Leave out the pictures and set down exactly the lines from the start of the listing through the one with "import clsx from 'clsx';", both included.

-- begin INFORMATION PROVIDED --

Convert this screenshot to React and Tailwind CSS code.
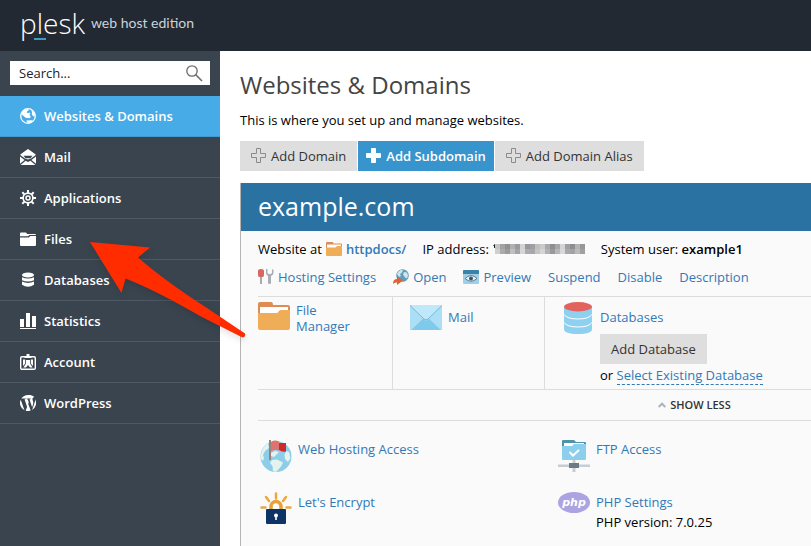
import { useState } from 'react';
import clsx from 'clsx';

const GlobeIcon = () => (
    <svg width="16" height="16" viewBox="0 0 16 16" fill="none">
        <circle cx="8" cy="8" r="7.3" stroke="currentColor" strokeWidth="1.3" />
        <path d="M1 6 2.200 3.600 5 1.600 8 1l.8 1.600-1.600.6-.4 1.600 1.800.2 1-.6.8 1.200-1 1.400 1.400 1.400-1 1.800-4.200-.4-2.600-2.200ZM11.200 1.800l2.600 2.200 1.200 3.400-1.600 1-1.600-2 .2-2.200ZM6.200 12.600l5.400-.4 1.400.4-2.200 2-3 .4Z" fill="currentColor" />
    </svg>
);

const MailIcon = () => (
    <svg width="16" height="16" viewBox="0 0 16 16" fill="currentColor">
        <path d="M8 0 15.500 5.200v1L11 9.600l-3 1-3-1L.5 6.200v-1Z" />
        <path d="M3.500 6.800h9L10.500 9.200h-5Z" fill="#3a444f" />
        <path d="M0 7.500 4.600 11 0 14.800ZM16 7.500 11.400 11 16 14.800ZM.6 16 5.600 11.800 8 13l2.400-1.200 5 4.200Z" />
    </svg>
);

const GearIcon = () => (
    <svg width="16" height="16" viewBox="0 0 16 16" fill="none" stroke="currentColor">
        <circle cx="8" cy="8" r="4.9" strokeWidth="1.7" />
        <circle cx="8" cy="8" r="2" strokeWidth="1.5" />
        <path strokeWidth="2" d="M8 0v3M8 13v3M0 8h3M13 8h3M2.3 2.3l2.1 2.1M11.6 11.6l2.1 2.1M13.7 2.3l-2.1 2.1M4.4 11.6l-2.1 2.1" />
    </svg>
);

const FilesIcon = () => (
    <svg width="16" height="16" viewBox="0 0 16 16" fill="currentColor">
        <path d="M0 2.600Q0 1.600 1 1.600H6L7.200 3H15Q16 3 16 4H9.400L8 5.200H0Z" />
        <path d="M0 6.500H8.800L10.200 5H16V14Q16 15 15 15H1Q0 15 0 14Z" />
    </svg>
);

const StackIcon = () => (
    <svg width="16" height="16" viewBox="0 0 16 16" fill="currentColor">
        <ellipse cx="8" cy="3" rx="6" ry="2.5" />
        <path d="M2 5.200Q8 8 14 5.200V8.200Q8 11 2 8.200ZM2 9.600Q8 12.400 14 9.600V12.800Q8 16.800 2 12.800Z" />
    </svg>
);

const StatsIcon = () => (
    <svg width="16" height="16" viewBox="0 0 16 16" fill="currentColor">
        <path d="M0 6h4v8H0zM6 0h4v14H6zM12 3h4v11h-4zM0 15h16v1H0z" />
    </svg>
);

const AccountIcon = () => (
    <svg width="16" height="16" viewBox="0 0 16 16" fill="none">
        <rect x=".7" y="2.7" width="14.6" height="12.6" rx="1.3" stroke="currentColor" strokeWidth="1.4" />
        <path d="M6.5 0h3v2h2v2h-7V2h2ZM3 5.500h2.200v4L3 12ZM13 5.500h-2.200v4L13 12ZM6 6h4v3.500l2.600 3.900H10L8 11l-2 2.400H3.400L6 9.500Z" fill="currentColor" />
    </svg>
);

const WordPressIcon = () => (
    <svg width="16" height="16" viewBox="0 0 24 24" fill="currentColor">
        <path d="M12 0a12 12 0 0 0-10 5.400h3.500c1.200 0 2.600-.2 2.600-.2.7 0 .8.900.1 1l-1.400.1 4 12.200L13.100 11 11.500 6.300l-1.200-.1c-.6 0-.5-1 .1-1 0 0 1.700.2 2.600.2 1.100 0 2.500-.2 2.500-.2.7 0 .8.900.1 1l-1.400.1 4 12 1.100-3.700c1.700-4.600-.6-6.100-.6-8.200 0-1.900 1.300-3.300 3-3.300A12 12 0 0 0 12 0ZM1.100 7A12 12 0 0 0 6.700 22.800L1.100 7Zm11.100 6L8.600 23.500a12 12 0 0 0 7.500-.2ZM22.600 6.300c.3 2.100-.2 4-.8 5.700l-3.700 10.400A12 12 0 0 0 22.600 6.300Z" />
    </svg>
);

const navItems = [
    { label: 'Websites & Domains', Icon: GlobeIcon },
    { label: 'Mail', Icon: MailIcon },
    { label: 'Applications', Icon: GearIcon },
    { label: 'Files', Icon: FilesIcon },
    { label: 'Databases', Icon: StackIcon },
    { label: 'Statistics', Icon: StatsIcon },
    { label: 'Account', Icon: AccountIcon },
    { label: 'WordPress', Icon: WordPressIcon },
];

const PlusIcon = ({ solid }) => (
    <svg width="16" height="16" viewBox="0 0 16 16" fill={solid ? '#fff' : 'none'} stroke={solid ? '#fff' : '#8b8b8b'}>
        <path d="M5.500.5h4v5h5v4h-5v5h-4v-5h-5v-4h5z" />
    </svg>
);

const FolderIcon = ({ className }) => (
    <svg className={className} viewBox="0 0 32 28">
        <path d="M0 2Q0 0 2 0H13Q15 0 15 3H30Q32 3 32 5V14H0Z" fill="#de8b55" />
        <path d="M2 5H30V14H2Z" fill="#fff" />
        <path d="M0 11H18Q20 11 20.500 9.500T23 8H32V26Q32 28 30 28H2Q0 28 0 26Z" fill="#f0ad58" />
    </svg>
);

const ToolsIcon = () => (
    <svg width="16" height="16" viewBox="0 0 16 16">
        <path d="M0 2Q0 0 3 0t3 2v4q0 2-1.500 2h-3Q0 8 0 6Z" fill="#d8665c" />
        <path d="M2 8h2v7H2z" fill="#a9a9b0" />
        <path d="M8 0v4q0 2 2 3v7q0 1 1.500 1t1.500-1V7q2.500-1 2.500-3V1L14 0v4l-1.500 1h-2L9.500 4V0Z" fill="#a9adb5" />
    </svg>
);

const OpenIcon = () => (
    <svg width="16" height="16" viewBox="0 0 16 16">
        <circle cx="9.500" cy="6.500" r="6.300" fill="#5f9db9" />
        <path d="M5 3 8 .8l2 .8-1 2L7 5l1 2-2 1-2-3ZM11 3l3 .5 1 3-1 3-2-1-2-3Z" fill="#cfe6ef" />
        <path d="M0 15Q0 10 4 10V7l6 4.500L4 16v-2.500Q1.500 13 0 15Z" fill="#e0623a" />
    </svg>
);

const PreviewIcon = () => (
    <svg width="16" height="16" viewBox="0 0 16 16">
        <rect y="1" width="16" height="14" rx="1" fill="#9fcfe6" />
        <path d="M0 2q0-1 1-1h14q1 0 1 1v3H0Z" fill="#3b82a8" />
        <path d="M2 9.500Q8 3.500 14 9.500 8 15 2 9.500Z" fill="#e6f2f7" stroke="#5f8299" />
        <circle cx="8" cy="9.500" r="2" fill="#3d5567" />
    </svg>
);

const EnvelopeIcon = () => (
    <svg width="32" height="25" viewBox="0 0 32 25">
        <rect width="32" height="25" rx="1" fill="#a2dcf5" />
        <path d="M1 25 14 13h4l13 12Z" fill="#7fcaea" />
        <path d="M0 1 13 13 1 25H0ZM32 1 19 13 31 25h1Z" fill="#abdff5" />
        <path d="M0 0h32L18 14.500q-2 1.800-4 0Z" fill="#bfe9fa" />
        <path d="m0 .5 14 13.500q2 1.800 4 0L32 .5" fill="none" stroke="#7db9d4" />
    </svg>
);

const DatabaseIcon = () => (
    <svg width="28" height="32" viewBox="0 0 28 32">
        <path d="M0 4.500h28V27q0 5-14 5T0 27Z" fill="#8ed0ef" />
        <path d="M0 12.500Q3 17 14 17t14-4.500M0 20.500Q3 25 14 25t14-4.500" fill="none" stroke="#fff" />
        <ellipse cx="14" cy="4.700" rx="14" ry="4.700" fill="#e3635c" />
    </svg>
);

const HostingIcon = () => (
    <svg width="32" height="34" viewBox="0 0 32 34">
        <circle cx="16" cy="17.500" r="15.500" fill="#8ecdea" />
        <path d="M8 4 4 8Q0 14 1 20l2 2 1-3-1-3 2-4 4-3ZM11 14l4-2 4 1-3 3-2 2-3-1ZM12 21l5-.5 4 2 2 1-2 4-5 5.500-3-1-.5-5-2.500-3ZM26 12l3 1 1.500 6-2.500 4-3-3-.5-4Z" fill="#e3f3ee" />
        <path d="M11 3q4-2.500 8-.5v9q-4-2-8 1Z" fill="#e07370" />
        <path d="M19 4h7v8.500q-4 1-7-1.500Z" fill="#cc2b2b" />
        <path d="M9 1h2v20H9z" fill="#9a8178" />
    </svg>
);

const EncryptIcon = () => (
    <svg width="32" height="33" viewBox="0 0 32 33" fill="none">
        <path d="M16 1.500v5M6 5l3 4M26 5l-3 4M1.500 15.500h4M26.500 15.500h4" stroke="#eaa83e" strokeWidth="2.500" strokeLinecap="round" />
        <path d="M11 18v-3.500a5 5 0 0 1 10 0V18" stroke="#e5a13a" strokeWidth="3.500" />
        <rect x="6" y="17" width="20" height="15" rx="1" fill="#0e3467" />
        <circle cx="16" cy="23.500" r="2" fill="#fff" />
        <path d="M15.200 24h1.600v4h-1.600z" fill="#fff" />
    </svg>
);

const FtpIcon = () => (
    <svg width="32" height="33" viewBox="0 0 32 33">
        <path d="M4 2q0-1 1-1h11l2 2h9q1 0 1 1v8H4Z" fill="#4d93ac" />
        <path d="M6 4h20v6H6z" fill="#fff" />
        <path d="M4 7h10l2-2h12v15q0 1-1 1H5q-1 0-1-1Z" fill="#8bcfec" />
        <path d="m11.500 13 3.500 3.500L21 11" stroke="#fff" strokeWidth="2" fill="none" />
        <path d="M14.500 21h3v12h-3zM0 25.500h32v2.500H0z" fill="#c6ced3" />
        <rect x="11" y="24" width="10" height="5" fill="#6c7a86" />
    </svg>
);

const PhpIcon = () => (
    <svg width="32" height="21" viewBox="0 0 32 21">
        <ellipse cx="16" cy="10.500" rx="16" ry="10.500" fill="#aca3e2" />
        <text x="16" y="13.500" textAnchor="middle" fill="#fff" fontFamily="DejaVu Sans" fontSize="11" fontStyle="italic" fontWeight="bold">php</text>
    </svg>
);

// hidden IP address, drawn as grey blocks
const mosaic = ['#c4c4c4', '#a2a2a2', '#909094', '#b0b0b0', '#9a9a9e', '#d2d2d2', '#98989a', '#9f9fa3', '#bfbfbf', '#cacaca', '#a8a8a8', '#8e8e92', '#a6a6a6', '#d4d4d4', '#a0a0a4', '#8d8d90', '#b4b4b4', '#979799'];
const HiddenIp = () => (
    <svg width="92" height="12" viewBox="0 0 92 12" role="img" aria-label="hidden">
        <path d="M0 2.500 2 1v4H1V3Z" fill="#222" />
        {mosaic.map((c, i) => (
            <g key={i} fill={c}>
                <rect x={2 + i * 5} y="1" width="5" height="5" />
                <rect x={2 + i * 5} y="6" width="5" height="5" opacity={i % 3 === 0 ? 0.8 : 0.9} />
            </g>
        ))}
    </svg>
);

const Link = ({ className, children }) => (
    <a href="#" className={clsx('text-[#3279b7] hover:underline', className)}>{children}</a>
);

const siteActions = [
    { label: 'Hosting Settings', Icon: ToolsIcon },
    { label: 'Open', Icon: OpenIcon },
    { label: 'Preview', Icon: PreviewIcon },
    { label: 'Suspend' },
    { label: 'Disable' },
    { label: 'Description' },
];

const tools = [
    { label: 'Web Hosting Access', Icon: HostingIcon },
    { label: 'FTP Access', Icon: FtpIcon },
    { label: "Let's Encrypt", Icon: EncryptIcon },
    { label: 'PHP Settings', Icon: PhpIcon, note: 'PHP version: 7.0.25' },
];

export default function App() {
    const [active, setActive] = useState('Websites & Domains');
    const [query, setQuery] = useState('');

    return (
        <div className="relative flex flex-col h-screen overflow-hidden bg-white font-['Open_Sans',sans-serif] text-[13px] leading-5 text-black">
            <header className="flex items-center gap-1.5 h-[51px] shrink-0 pl-5 pb-1.5 bg-[#222933]">
                <span className="relative text-[28px] leading-10 font-light text-white">
                    plesk
                    <span className="absolute left-3.5 bottom-[3px] w-3 h-0.5 bg-[#3b9cc4]" />
                </span>
                <span className="font-[Lato,sans-serif] text-sm text-[#c9d3dc]">web host edition</span>
            </header>

            <div className="flex flex-1 min-h-0">
                {/* Sidebar */}
                <aside className="w-[220px] shrink-0 bg-[#3a444f]">
                    <div className="relative px-2.5 pt-2.5 pb-[11px]">
                        <input
                            type="text"
                            aria-label="Search"
                            placeholder="Search..."
                            value={query}
                            onChange={(e) => setQuery(e.target.value)}
                            className="block w-full h-6 pl-[9px] pr-8 bg-white text-black placeholder:text-[#222] outline-none"
                        />
                        <svg className="absolute right-[17px] top-3.5" width="17" height="17" viewBox="0 0 17 17" fill="none" stroke="#6b6b6b">
                            <circle cx="6" cy="6" r="5.200" strokeWidth="1.300" />
                            <path d="m9.800 9.800 6.200 6.200" strokeWidth="1.600" />
                        </svg>
                    </div>
                    <nav>
                        {navItems.map(({ label, Icon }) => (
                            <a
                                key={label}
                                href="#"
                                onClick={() => setActive(label)}
                                className={clsx(
                                    'flex items-center gap-2 h-[41px] pl-5 border-b font-semibold text-white',
                                    active === label ? 'bg-[#46abe6] border-[#3f9bd0]' : 'border-[#4d5963]'
                                )}
                            >
                                <Icon />
                                {label}
                            </a>
                        ))}
                    </nav>
                </aside>

                {/* Content */}
                <main className="flex flex-col flex-1 min-w-0 pl-5 pt-[18px]">
                    <h1 className="text-2xl leading-8 text-[#444]">Websites &amp; Domains</h1>
                    <p className="mt-[9px]">This is where you set up and manage websites.</p>

                    <div className="flex gap-px mt-[11px] text-[#333]">
                        <button className="flex items-center gap-1 h-[30px] px-[11px] bg-[#dedede]"><PlusIcon />Add Domain</button>
                        <button className="flex items-center gap-1 h-[30px] px-2 bg-[#3894cc] text-white font-semibold"><PlusIcon solid />Add Subdomain</button>
                        <button className="flex items-center gap-1 h-[30px] px-[11px] bg-[#dedede]"><PlusIcon />Add Domain Alias</button>
                    </div>

                    <section className="flex-1 mt-3 border-l border-[#b4b4b4] bg-[#fafafa]">
                        <h2 className="h-12 pl-[17px] text-[25px] leading-[46px] text-white bg-[#2a72a2]">example.com</h2>

                        <div className="pl-[17px]">
                            <div className="flex items-center gap-4 pt-2">
                                <span className="flex items-center gap-1">
                                    Website at
                                    <FolderIcon className="w-4 h-3.5" />
                                    <Link className="font-semibold">httpdocs/</Link>
                                </span>
                                <span className="flex items-center gap-1">IP address: <HiddenIp /></span>
                                <span>System user: <b className="font-semibold">example1</b></span>
                            </div>

                            <div className="flex items-center gap-[17px] mt-2 pb-[9px]">
                                {siteActions.map(({ label, Icon }) => (
                                    <span key={label} className="flex items-center gap-1">
                                        {Icon && <Icon />}
                                        <Link>{label}</Link>
                                    </span>
                                ))}
                            </div>

                            <div className="grid grid-cols-[135px_152px_1fr] h-[94px] border-y border-[#dcdcdc]">
                                <div className="flex items-start gap-1.5 pt-[5px] border-r border-[#dcdcdc]">
                                    <FolderIcon className="w-8 h-7 shrink-0" />
                                    <Link className="w-16 leading-4">File Manager</Link>
                                </div>
                                <div className="flex items-start gap-1.5 pl-[17px] pt-2 border-r border-[#dcdcdc]">
                                    <EnvelopeIcon />
                                    <Link className="pt-0.5">Mail</Link>
                                </div>
                                <div className="flex items-start gap-2 pl-[19px] pt-[5px]">
                                    <DatabaseIcon />
                                    <div className="pt-[5px]">
                                        <Link>Databases</Link>
                                        <button className="block h-[30px] mt-[7px] px-[11px] bg-[#dedede] text-[#333]">Add Database</button>
                                        <div className="mt-px">or <Link className="border-b border-dashed border-[#3279b7]">Select Existing Database</Link></div>
                                    </div>
                                </div>
                            </div>

                            <button className="flex items-center justify-center gap-1 w-full h-[31px] pl-80 border-b border-[#dcdcdc] text-[11px] font-semibold text-[#333]">
                                <svg width="8" height="6" viewBox="0 0 8 6" fill="none" stroke="#a9b4bc" strokeWidth="2"><path d="M.7 5 4 1.700 7.300 5" /></svg>
                                SHOW LESS
                            </button>

                            <div className="grid grid-cols-[298px_1fr] auto-rows-[53px] pl-0.5 pt-[18px]">
                                {tools.map(({ label, Icon, note }) => (
                                    <div key={label} className="flex items-start gap-1.5">
                                        <Icon />
                                        <div>
                                            <Link>{label}</Link>
                                            {note && <div>{note}</div>}
                                        </div>
                                    </div>
                                ))}
                            </div>
                        </div>
                    </section>
                </main>
            </div>

            {/* Pointer to Files */}
            <svg className="absolute left-[86px] top-[238px] drop-shadow-md pointer-events-none" width="164" height="104" viewBox="86 238 164 104">
                <path d="M90 242 150 247.500 138 257.500Q165 281 207 308L245 333.500Q246 337 242.500 337.500L200 316Q155 290 125.500 278.500L121.500 293Z" fill="#ff2c00" />
            </svg>
        </div>
    );
}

-- end INFORMATION PROVIDED --

### SOLUTION TO THE EXERCISE:
Convert this screenshot to React and Tailwind CSS code.
import { useState } from 'react';
import clsx from 'clsx';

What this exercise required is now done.